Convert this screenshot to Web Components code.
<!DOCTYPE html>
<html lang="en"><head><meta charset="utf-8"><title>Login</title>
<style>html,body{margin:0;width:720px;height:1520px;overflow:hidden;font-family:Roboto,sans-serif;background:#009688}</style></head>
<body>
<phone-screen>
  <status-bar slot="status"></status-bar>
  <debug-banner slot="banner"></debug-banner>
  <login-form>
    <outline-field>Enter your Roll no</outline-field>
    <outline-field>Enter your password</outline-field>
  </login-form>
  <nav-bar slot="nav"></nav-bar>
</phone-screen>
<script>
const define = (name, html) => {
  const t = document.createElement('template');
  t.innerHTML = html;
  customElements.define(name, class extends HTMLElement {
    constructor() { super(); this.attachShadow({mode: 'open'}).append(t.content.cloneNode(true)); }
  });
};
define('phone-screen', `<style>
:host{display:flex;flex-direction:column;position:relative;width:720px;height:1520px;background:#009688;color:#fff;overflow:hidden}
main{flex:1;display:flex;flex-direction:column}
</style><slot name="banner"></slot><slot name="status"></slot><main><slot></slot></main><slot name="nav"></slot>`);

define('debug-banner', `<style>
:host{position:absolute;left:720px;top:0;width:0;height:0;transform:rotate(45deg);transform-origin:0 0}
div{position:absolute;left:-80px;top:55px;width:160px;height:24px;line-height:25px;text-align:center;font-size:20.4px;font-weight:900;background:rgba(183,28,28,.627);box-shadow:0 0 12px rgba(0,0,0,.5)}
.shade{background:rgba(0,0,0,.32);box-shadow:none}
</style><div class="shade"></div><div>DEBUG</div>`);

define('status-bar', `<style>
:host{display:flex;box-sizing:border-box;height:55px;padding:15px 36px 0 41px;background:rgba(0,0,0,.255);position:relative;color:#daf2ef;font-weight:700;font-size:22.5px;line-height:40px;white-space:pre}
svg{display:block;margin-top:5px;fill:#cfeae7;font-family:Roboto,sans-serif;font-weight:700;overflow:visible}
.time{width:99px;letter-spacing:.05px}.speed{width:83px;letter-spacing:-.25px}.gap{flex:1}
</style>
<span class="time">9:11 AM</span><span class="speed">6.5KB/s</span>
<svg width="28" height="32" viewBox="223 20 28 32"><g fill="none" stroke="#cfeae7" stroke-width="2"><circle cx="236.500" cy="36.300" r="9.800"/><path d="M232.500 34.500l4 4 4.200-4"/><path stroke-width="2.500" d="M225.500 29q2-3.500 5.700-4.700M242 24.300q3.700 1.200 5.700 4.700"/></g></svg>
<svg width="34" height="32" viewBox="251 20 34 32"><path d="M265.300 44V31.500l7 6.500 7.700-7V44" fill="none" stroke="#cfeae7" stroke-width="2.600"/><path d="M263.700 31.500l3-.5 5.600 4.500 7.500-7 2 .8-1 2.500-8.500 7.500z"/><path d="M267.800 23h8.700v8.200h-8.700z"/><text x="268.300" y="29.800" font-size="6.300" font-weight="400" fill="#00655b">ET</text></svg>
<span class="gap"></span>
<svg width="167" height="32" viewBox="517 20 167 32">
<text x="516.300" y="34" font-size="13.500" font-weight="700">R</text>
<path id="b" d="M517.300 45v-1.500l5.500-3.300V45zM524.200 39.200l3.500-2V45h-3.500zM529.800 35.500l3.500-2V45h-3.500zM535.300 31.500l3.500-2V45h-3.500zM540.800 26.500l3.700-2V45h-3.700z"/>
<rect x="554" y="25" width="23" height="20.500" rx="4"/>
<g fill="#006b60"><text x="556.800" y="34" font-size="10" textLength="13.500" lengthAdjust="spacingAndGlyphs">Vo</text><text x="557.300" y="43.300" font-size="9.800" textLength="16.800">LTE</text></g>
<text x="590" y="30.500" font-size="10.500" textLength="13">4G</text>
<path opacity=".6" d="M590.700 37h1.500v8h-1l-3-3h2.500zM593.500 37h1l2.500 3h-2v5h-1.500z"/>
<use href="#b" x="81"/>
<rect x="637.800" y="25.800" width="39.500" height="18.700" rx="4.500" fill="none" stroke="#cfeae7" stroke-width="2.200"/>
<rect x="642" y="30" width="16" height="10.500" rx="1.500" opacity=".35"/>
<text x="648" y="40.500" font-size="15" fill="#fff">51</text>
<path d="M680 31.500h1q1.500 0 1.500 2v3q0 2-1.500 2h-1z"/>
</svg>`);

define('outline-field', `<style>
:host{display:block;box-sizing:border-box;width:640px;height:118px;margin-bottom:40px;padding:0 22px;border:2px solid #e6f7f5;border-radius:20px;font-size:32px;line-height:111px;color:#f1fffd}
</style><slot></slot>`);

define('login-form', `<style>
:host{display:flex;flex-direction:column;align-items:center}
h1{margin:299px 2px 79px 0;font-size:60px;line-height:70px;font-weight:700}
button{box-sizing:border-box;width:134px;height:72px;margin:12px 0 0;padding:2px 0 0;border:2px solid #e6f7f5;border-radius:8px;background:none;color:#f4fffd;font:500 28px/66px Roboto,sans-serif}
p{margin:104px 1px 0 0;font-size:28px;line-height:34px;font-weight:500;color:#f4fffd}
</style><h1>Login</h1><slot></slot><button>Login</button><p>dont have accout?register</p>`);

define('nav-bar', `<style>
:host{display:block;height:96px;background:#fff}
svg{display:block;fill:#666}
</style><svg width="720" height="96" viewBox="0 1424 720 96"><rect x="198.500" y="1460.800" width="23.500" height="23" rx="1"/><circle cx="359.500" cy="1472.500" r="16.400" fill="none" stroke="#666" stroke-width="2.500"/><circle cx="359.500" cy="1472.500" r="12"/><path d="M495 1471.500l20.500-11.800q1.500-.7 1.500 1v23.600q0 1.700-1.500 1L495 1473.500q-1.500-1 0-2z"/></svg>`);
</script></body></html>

____

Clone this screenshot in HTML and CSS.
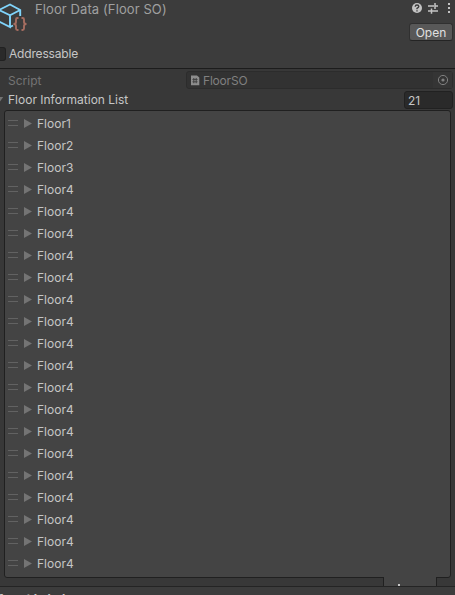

____

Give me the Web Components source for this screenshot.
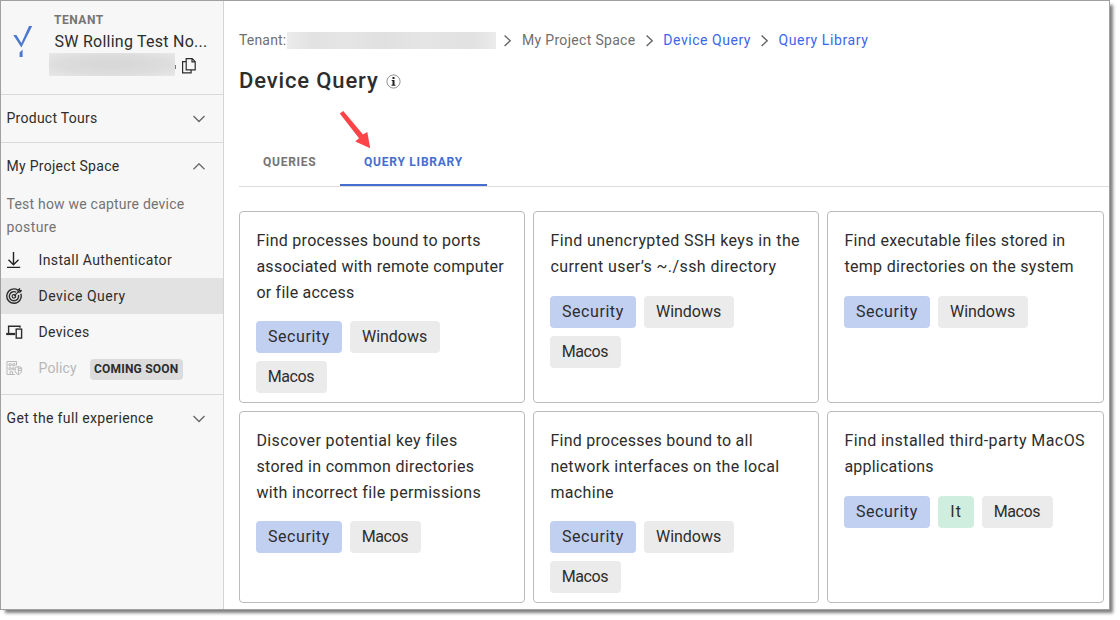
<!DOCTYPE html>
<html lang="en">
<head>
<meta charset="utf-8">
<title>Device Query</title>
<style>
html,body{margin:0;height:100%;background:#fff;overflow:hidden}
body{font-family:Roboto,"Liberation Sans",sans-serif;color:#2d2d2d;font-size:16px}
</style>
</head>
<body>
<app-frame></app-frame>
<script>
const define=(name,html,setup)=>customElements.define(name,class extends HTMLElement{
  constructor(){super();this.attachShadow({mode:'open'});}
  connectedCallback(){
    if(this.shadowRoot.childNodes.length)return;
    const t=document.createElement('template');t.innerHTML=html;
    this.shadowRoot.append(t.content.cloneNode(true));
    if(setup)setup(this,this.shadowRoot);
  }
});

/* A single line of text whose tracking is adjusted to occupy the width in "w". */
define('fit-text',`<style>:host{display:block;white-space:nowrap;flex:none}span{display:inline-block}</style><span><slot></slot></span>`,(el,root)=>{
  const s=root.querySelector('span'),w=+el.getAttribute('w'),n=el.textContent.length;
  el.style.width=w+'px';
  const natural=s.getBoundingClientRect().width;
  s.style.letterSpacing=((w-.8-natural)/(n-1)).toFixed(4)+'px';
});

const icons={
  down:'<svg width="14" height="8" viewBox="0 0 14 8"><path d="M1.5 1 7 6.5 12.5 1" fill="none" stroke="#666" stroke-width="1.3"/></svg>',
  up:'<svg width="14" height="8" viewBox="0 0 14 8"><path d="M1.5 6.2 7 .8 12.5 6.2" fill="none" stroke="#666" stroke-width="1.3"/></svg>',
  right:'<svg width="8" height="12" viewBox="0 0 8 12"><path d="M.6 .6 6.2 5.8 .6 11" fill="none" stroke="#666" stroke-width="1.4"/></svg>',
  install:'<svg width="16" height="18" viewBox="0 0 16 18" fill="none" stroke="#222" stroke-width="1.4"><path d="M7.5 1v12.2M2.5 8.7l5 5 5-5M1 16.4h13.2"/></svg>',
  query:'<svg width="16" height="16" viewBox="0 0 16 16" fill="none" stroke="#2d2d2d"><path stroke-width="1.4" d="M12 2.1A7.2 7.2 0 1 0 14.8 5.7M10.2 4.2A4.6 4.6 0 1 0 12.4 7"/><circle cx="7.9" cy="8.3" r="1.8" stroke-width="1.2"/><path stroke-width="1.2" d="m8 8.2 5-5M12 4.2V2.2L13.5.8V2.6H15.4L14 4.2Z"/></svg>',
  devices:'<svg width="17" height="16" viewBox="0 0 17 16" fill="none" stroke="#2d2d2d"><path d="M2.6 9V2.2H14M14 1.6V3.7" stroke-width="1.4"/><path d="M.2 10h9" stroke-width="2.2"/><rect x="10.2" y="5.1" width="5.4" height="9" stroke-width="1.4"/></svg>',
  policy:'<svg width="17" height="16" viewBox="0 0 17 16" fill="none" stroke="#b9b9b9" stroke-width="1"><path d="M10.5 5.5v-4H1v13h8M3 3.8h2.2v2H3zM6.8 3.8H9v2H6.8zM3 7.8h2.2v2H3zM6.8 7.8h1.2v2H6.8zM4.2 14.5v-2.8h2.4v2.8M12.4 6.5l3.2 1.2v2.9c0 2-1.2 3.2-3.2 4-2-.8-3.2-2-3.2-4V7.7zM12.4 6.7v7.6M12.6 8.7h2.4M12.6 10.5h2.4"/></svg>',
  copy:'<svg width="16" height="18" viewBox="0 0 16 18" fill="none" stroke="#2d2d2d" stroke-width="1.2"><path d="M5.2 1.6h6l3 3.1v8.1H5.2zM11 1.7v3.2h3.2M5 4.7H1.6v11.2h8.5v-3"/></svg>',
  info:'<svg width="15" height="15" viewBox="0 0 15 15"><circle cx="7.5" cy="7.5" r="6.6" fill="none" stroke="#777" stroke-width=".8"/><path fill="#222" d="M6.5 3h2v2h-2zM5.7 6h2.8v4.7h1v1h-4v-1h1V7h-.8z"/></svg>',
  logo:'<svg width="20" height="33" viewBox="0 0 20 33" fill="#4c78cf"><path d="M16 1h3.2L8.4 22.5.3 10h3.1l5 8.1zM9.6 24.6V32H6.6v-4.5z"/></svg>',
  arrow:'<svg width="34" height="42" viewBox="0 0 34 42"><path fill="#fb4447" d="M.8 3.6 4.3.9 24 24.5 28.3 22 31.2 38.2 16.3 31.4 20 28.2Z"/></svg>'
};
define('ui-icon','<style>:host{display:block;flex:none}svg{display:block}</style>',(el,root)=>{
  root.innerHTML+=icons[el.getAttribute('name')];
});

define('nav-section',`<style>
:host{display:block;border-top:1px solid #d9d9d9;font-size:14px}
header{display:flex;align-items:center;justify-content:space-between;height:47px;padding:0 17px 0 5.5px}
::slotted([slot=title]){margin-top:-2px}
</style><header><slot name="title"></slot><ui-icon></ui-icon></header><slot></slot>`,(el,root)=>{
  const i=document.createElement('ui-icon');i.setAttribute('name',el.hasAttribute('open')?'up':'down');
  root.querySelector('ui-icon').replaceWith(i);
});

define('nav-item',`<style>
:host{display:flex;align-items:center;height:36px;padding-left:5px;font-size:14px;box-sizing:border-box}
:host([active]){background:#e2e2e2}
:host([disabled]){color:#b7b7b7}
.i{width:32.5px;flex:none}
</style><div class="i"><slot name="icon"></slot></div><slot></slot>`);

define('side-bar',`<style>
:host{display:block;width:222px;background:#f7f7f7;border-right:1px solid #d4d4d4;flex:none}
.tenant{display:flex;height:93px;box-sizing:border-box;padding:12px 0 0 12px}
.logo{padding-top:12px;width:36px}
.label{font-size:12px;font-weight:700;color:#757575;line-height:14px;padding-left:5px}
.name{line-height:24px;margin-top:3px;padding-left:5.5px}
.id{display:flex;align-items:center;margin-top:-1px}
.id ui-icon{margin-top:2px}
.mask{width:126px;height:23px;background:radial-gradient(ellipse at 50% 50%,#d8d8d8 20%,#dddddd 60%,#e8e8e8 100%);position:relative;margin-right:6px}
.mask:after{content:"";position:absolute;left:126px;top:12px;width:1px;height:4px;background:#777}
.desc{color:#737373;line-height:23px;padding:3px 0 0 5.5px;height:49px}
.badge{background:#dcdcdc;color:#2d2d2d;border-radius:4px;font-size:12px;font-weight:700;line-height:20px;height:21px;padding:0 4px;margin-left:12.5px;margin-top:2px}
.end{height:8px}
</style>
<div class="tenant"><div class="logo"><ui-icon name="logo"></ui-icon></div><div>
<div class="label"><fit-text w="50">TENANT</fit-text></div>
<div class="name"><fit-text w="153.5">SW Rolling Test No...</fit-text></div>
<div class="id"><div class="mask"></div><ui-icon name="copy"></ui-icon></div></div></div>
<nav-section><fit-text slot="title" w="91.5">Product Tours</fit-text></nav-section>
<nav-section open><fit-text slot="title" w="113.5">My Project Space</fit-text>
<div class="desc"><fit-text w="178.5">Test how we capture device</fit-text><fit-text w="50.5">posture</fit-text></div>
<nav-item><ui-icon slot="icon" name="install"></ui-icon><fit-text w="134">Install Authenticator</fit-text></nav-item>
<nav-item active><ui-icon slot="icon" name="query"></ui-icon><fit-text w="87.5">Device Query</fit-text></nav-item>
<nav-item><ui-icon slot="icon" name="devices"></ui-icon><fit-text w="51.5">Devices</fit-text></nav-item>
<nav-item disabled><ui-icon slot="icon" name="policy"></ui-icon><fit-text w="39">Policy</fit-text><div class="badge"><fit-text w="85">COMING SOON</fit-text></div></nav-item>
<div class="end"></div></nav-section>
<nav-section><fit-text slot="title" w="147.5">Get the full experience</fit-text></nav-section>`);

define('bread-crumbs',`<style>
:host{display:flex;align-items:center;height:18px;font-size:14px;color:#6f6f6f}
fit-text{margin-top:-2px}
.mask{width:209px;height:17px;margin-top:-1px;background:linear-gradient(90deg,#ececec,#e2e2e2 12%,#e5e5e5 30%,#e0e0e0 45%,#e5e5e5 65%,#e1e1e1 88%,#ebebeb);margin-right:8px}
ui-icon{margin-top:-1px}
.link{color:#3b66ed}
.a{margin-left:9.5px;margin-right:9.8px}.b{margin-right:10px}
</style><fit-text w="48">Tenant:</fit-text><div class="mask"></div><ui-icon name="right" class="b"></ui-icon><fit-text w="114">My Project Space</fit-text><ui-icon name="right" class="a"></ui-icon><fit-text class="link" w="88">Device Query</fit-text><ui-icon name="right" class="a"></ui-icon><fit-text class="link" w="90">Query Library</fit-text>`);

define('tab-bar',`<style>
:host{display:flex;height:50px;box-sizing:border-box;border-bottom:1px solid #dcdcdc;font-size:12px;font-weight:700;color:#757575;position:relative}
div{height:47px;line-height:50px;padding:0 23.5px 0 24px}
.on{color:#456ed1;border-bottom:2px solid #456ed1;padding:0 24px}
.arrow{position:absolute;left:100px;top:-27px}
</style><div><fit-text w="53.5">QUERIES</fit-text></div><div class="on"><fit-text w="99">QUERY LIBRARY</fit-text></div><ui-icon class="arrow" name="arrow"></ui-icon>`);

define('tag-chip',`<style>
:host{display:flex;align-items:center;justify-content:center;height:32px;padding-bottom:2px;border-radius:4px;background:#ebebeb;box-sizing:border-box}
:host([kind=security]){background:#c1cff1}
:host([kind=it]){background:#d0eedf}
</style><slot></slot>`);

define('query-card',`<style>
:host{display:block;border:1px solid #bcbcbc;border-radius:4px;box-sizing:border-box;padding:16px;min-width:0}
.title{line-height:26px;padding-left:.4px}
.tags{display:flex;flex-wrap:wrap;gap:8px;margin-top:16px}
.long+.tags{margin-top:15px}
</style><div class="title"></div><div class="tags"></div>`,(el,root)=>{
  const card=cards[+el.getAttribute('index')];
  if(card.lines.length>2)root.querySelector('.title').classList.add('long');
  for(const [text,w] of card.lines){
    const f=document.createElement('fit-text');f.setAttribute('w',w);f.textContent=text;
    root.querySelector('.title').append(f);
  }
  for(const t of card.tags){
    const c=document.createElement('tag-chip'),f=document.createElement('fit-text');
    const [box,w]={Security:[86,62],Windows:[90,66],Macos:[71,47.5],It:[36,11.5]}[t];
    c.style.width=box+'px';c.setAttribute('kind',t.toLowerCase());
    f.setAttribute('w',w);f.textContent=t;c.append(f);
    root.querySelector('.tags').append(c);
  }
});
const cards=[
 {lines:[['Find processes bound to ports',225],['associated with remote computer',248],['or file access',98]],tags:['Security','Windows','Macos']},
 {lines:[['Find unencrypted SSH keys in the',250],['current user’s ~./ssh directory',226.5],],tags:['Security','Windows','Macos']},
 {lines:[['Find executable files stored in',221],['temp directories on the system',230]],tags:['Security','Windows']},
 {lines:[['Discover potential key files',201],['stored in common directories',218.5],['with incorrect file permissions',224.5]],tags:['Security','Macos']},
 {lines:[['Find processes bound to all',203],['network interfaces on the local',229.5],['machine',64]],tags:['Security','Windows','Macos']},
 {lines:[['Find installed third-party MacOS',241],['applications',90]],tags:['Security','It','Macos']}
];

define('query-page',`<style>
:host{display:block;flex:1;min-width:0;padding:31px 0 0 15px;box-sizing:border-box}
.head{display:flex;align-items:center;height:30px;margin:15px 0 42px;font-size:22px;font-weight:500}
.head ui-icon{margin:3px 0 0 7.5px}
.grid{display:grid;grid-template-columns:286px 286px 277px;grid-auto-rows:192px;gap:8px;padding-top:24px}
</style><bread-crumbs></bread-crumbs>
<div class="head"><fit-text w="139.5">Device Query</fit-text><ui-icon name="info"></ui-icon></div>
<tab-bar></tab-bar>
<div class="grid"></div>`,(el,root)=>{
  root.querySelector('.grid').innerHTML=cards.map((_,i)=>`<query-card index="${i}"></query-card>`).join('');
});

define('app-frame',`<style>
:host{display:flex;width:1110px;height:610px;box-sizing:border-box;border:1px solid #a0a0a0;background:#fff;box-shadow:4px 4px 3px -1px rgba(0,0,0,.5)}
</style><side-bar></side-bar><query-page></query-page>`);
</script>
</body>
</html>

____

Review the material and copy each line in which the word "screenshot" appears.

Convert this screenshot to Web Components code.
Clone this screenshot in HTML and CSS.
Give me the Web Components source for this screenshot.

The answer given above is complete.